> **SHORT EXERCISE**: Please find all lines in the data that hold the string "this" and copy them.

> **DATA SECTION**:
## Start

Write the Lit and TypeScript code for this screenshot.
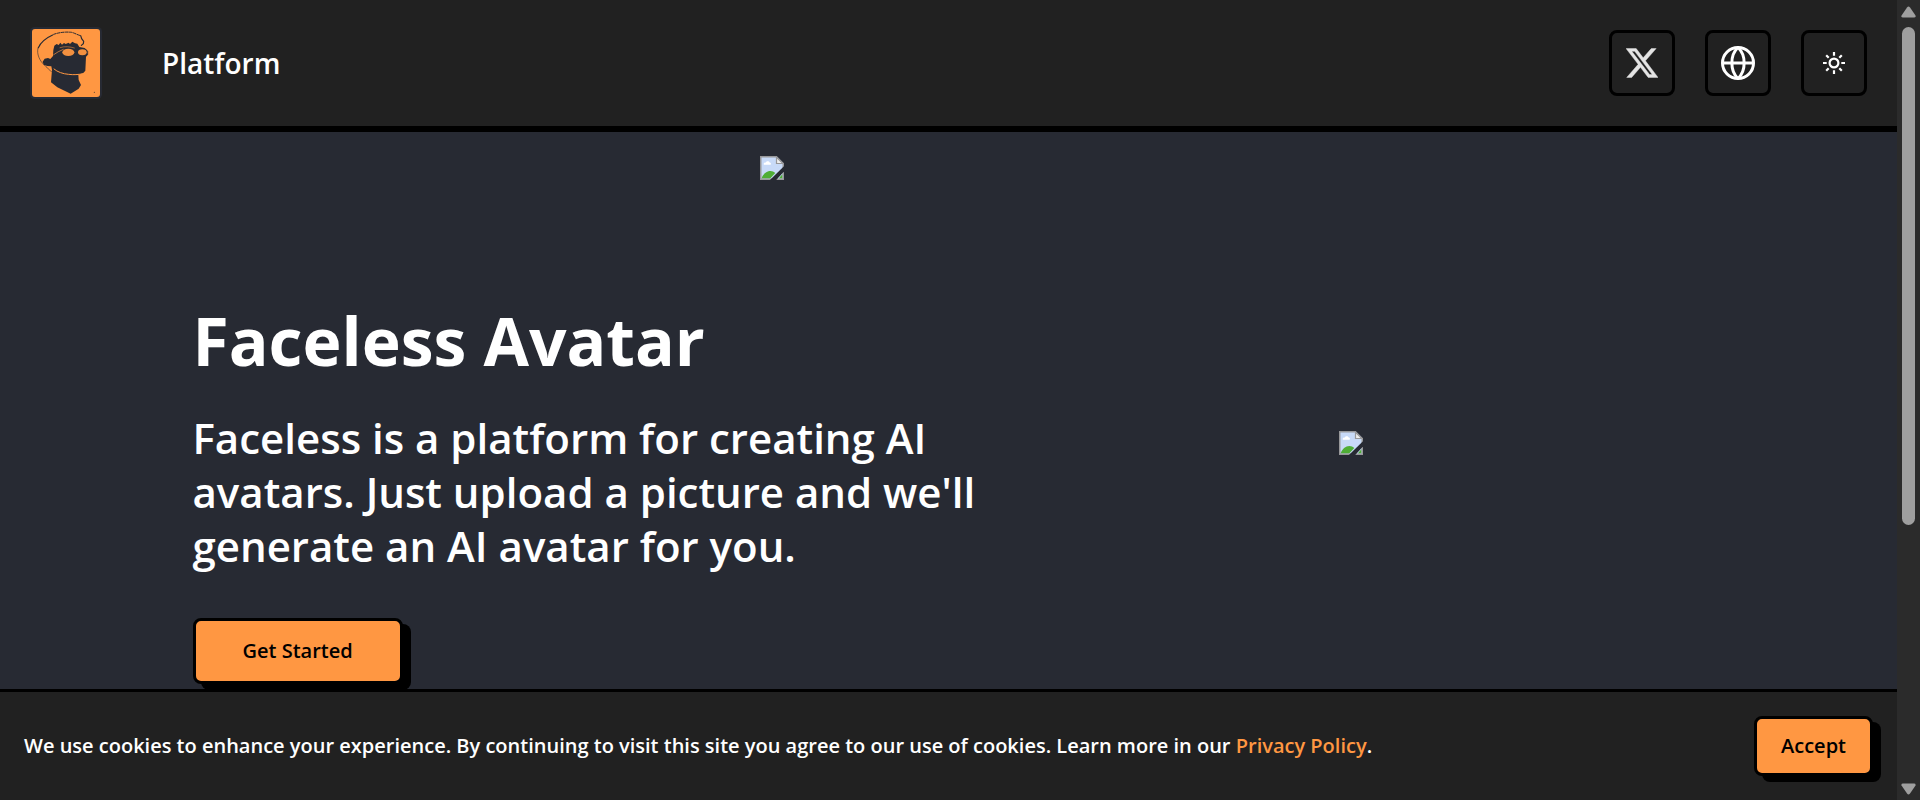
import { LitElement, html, css, svg } from "lit";
import { customElement, state } from "lit/decorators.js";

const logo = svg`
  <svg class="logo" viewBox="30 21 216 216" aria-hidden="true">
    <rect x="30" y="21" width="216" height="216" rx="14" fill="#272a33" />
    <rect x="36" y="27" width="204" height="204" rx="9" fill="#ff9742" />
    <path fill="#272a33" d="M100 90 L103 77 L110 72 L116 75 L121 68 L126 74 L132 69 L137 72 L146 68 L150 72 L157 65 L165 70 L172 71 L178 81 L194 84 L201 91 L203 104 L198 110 L196 152 L189 160 L175 164 L176 180 L183 195 L176 206 L152 221 L112 202 L93 187 L96 149 L94 139 L82 138 L71 134 L68 125 L74 116 L84 114 L91 117 L99 108 Z" />
    <g fill="none" stroke="#272a33" stroke-linecap="round">
      <path stroke-width="3.500" d="M55 83 C62 68 80 53 98 45" />
      <path stroke-width="1.800" d="M54 84 C49 103 60 123 72 134 C80 143 88 148 94 155" />
      <path stroke-width="3" stroke-dasharray="8 4" d="M101 43 C118 37 138 35 155 37 C166 40 173 45 182 47" />
      <path stroke-width="3.500" d="M182 47 L185 56 L191 64 L190 71 L184 76" />
      <path stroke-width="2.400" d="M196 88 L203 93 L203 104 L197 109" />
    </g>
    <ellipse cx="145" cy="97" rx="18" ry="11" fill="#f29040" />
    <ellipse cx="187" cy="97" rx="13" ry="9" fill="#f29040" />
    <g fill="none" stroke="#ff9742" stroke-linecap="round">
      <path stroke-width="2" d="M101 104 C109 98 120 92 130 88" />
      <path stroke-width="1.600" d="M120 83 C134 78 150 80 163 84" />
      <path stroke-width="3" d="M102 147 C112 156 130 162 146 163 C160 165 175 164 190 161" />
    </g>
    <circle cx="223" cy="217" r="1.500" fill="#272a33" />
  </svg>`;

const brokenImage = svg`
  <svg class="broken" viewBox="0 0 16 16" aria-hidden="true">
    <path fill="#c8daf8" d="M0 0h11l5 5v11H0z" />
    <path fill="#fff" d="M2.400 5.500c0-1 1-1.400 1.500-1.100.3-1.300 2.200-1.300 2.500 0 .9-.1 1.200 1.100.6 1.500H2.700z" />
    <path fill="#4fae36" d="M1 15c1-3 3.400-5 5.900-5 1.300 0 2.400.500 3.300 1.300L6.800 15z" />
    <path fill="#4fae36" d="M12.500 15l2.500-3V15z" />
    <path fill="none" stroke="#98989a" d="M.5.5h10.300l4.700 4.700v10.300H.5z" />
    <path fill="#eee" stroke="#98989a" stroke-width=".8" d="M11 .8v4.200h4.300z" />
    <path fill="#272a33" d="M16 6.800v3.600L10.800 16H6.600z" />
  </svg>`;

const xIcon = svg`
  <svg class="icon-x" viewBox="1.200 1.900 21.600 20.200" aria-hidden="true">
    <path fill="#e4e4e4" stroke="#e4e4e4" stroke-width=".3" d="M18.244 2.250h3.308l-7.227 8.260 8.502 11.240H16.170l-5.214-6.817L4.990 21.750H1.680l7.730-8.835L1.254 2.250H8.080l4.713 6.231zm-1.161 17.520h1.833L7.084 4.126H5.117z" />
  </svg>`;

const globeIcon = svg`
  <svg class="icon-globe" viewBox="-17 -17 34 34" aria-hidden="true">
    <g fill="none" stroke="#fff" stroke-width="3">
      <circle r="15.500" />
      <path d="M-15.500 0H15.500M0-15.500C-8.200-8-8.200 8 0 15.500C8.200 8 8.200-8 0-15.500Z" />
    </g>
  </svg>`;

const sunIcon = svg`
  <svg class="icon-sun" viewBox="-12 -12 24 24" aria-hidden="true">
    <g fill="none" stroke="#fff" stroke-width="2.200">
      <circle r="4.400" />
      <path d="M0-11V-7.300M0 11V7.300M-11 0H-7.300M11 0H7.300M-7.800-7.800L-5.300-5.300M7.800-7.800L5.300-5.300M-7.800 7.800L-5.300 5.300M7.800 7.800L5.300 5.300" />
    </g>
  </svg>`;

@customElement("app-root")
export class AppRoot extends LitElement {
  @state() private cookiesAccepted = false;

  static styles = css`
    :host {
      display: grid;
      grid-template-columns: minmax(0, 1fr) 23px;
      height: 100vh;
      overflow: hidden;
      background: #272a33;
      color: #fff;
      font-family: "Open Sans", "Noto Sans", sans-serif;
      font-weight: 600;
    }
    * {
      box-sizing: border-box;
    }
    .page {
      position: relative;
      overflow: hidden;
    }
    .header {
      display: flex;
      align-items: center;
      gap: 60px;
      padding: 27px 30px;
      background: #212121;
      border-bottom: 6px solid #000;
    }
    .home {
      display: block;
    }
    .logo {
      display: block;
      width: 72px;
      height: 72px;
    }
    .nav-link {
      color: inherit;
      font-size: 28px;
      line-height: 36px;
      text-decoration: none;
    }
    .actions {
      display: flex;
      gap: 30px;
      margin-left: auto;
    }
    .action {
      display: grid;
      place-items: center;
      width: 66px;
      height: 66px;
      padding: 0;
      border: 3px solid #000;
      border-radius: 8px;
      background: transparent;
      cursor: pointer;
    }
    .icon-x {
      width: 32px;
      height: 30px;
    }
    .icon-globe {
      width: 34px;
      height: 34px;
    }
    .icon-sun {
      width: 24px;
      height: 24px;
    }
    .broken {
      display: block;
      width: 24px;
      height: 24px;
    }
    .banner-image {
      width: 377px;
      margin: 24px auto 0;
    }
    .hero {
      display: grid;
      grid-template-columns: minmax(0, 1fr) 366px;
      max-width: 1512px;
      margin: 112px auto 0;
    }
    .title {
      margin: 0;
      font-size: 66px;
      line-height: 96px;
      font-weight: 700;
    }
    .lead {
      max-width: 840px;
      margin: 23px 0 45px;
      font-size: 42px;
      line-height: 54px;
    }
    .hero-image {
      margin: 139px 0 0;
    }
    .button {
      border: 3px solid #000;
      border-radius: 8px;
      background: #ff9742;
      box-shadow: 8px 6px 0 #000;
      color: #000;
      font: inherit;
      font-size: 20px;
      line-height: 30px;
      cursor: pointer;
    }
    .start {
      padding: 15px 47px;
    }
    .accept {
      padding: 12px 24px;
    }
    .cookies {
      position: absolute;
      inset: auto 0 0;
      display: flex;
      align-items: center;
      justify-content: space-between;
      padding: 24px;
      border-top: 3px solid #000;
      background: #212121;
    }
    .notice {
      margin: 0;
      font-size: 20px;
      line-height: 30px;
    }
    .policy {
      color: #ff9742;
      text-decoration: none;
    }
    .scrollbar {
      display: flex;
      flex-direction: column;
      align-items: center;
      justify-content: space-between;
      padding: 6px 0 5px;
      background: #2b2b2b;
    }
    .arrow {
      display: block;
      width: 15px;
      height: 12px;
    }
    .track {
      flex: 1;
      width: 13px;
      margin: 9px 0;
    }
    .thumb {
      height: calc(200% / 3);
      border-radius: 7px;
      background: #9f9f9f;
    }
  `;

  private acceptCookies() {
    this.cookiesAccepted = true;
  }

  render() {
    return html`
      <div class="page">
        <header class="header">
          <a class="home" href="#" aria-label="Home">${logo}</a>
          <a class="nav-link" href="#platform">Platform</a>
          <div class="actions">
            <button class="action" type="button" aria-label="X">${xIcon}</button>
            <button class="action" type="button" aria-label="Language">${globeIcon}</button>
            <button class="action" type="button" aria-label="Theme">${sunIcon}</button>
          </div>
        </header>
        <main>
          <div class="banner-image">${brokenImage}</div>
          <section class="hero">
            <div>
              <h1 class="title">Faceless Avatar</h1>
              <p class="lead">
                Faceless is a platform for creating AI avatars. Just upload a picture and we'll
                generate an AI avatar for you.
              </p>
              <button class="button start" type="button">Get Started</button>
            </div>
            <div class="hero-image">${brokenImage}</div>
          </section>
        </main>
        ${this.cookiesAccepted
          ? null
          : html`<footer class="cookies">
              <p class="notice">
                We use cookies to enhance your experience. By continuing to visit this site you
                agree to our use of cookies. Learn more in our
                <a class="policy" href="#privacy">Privacy Policy</a>.
              </p>
              <button class="button accept" type="button" @click=${this.acceptCookies}>
                Accept
              </button>
            </footer>`}
      </div>
      <div class="scrollbar" aria-hidden="true">
        <svg class="arrow" viewBox="0 0 15 12">
          <path fill="#9f9f9f" d="M6 1.500Q7.500-.5 9 1.500L14.500 9.500Q15 11.500 13 11.500H2Q0 11.500.5 9.500Z" />
        </svg>
        <div class="track"><div class="thumb"></div></div>
        <svg class="arrow" viewBox="0 0 15 12">
          <path fill="#9f9f9f" d="M6 10.500Q7.500 12.500 9 10.500L14.500 2.500Q15 .5 13 .5H2Q0 .5.5 2.500Z" />
        </svg>
      </div>
    `;
  }
}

## End

> **FINAL RESULT**:
Write the Lit and TypeScript code for this screenshot.
    this.cookiesAccepted = true;
        ${this.cookiesAccepted
                We use cookies to enhance your experience. By continuing to visit this site you
              <button class="button accept" type="button" @click=${this.acceptCookies}>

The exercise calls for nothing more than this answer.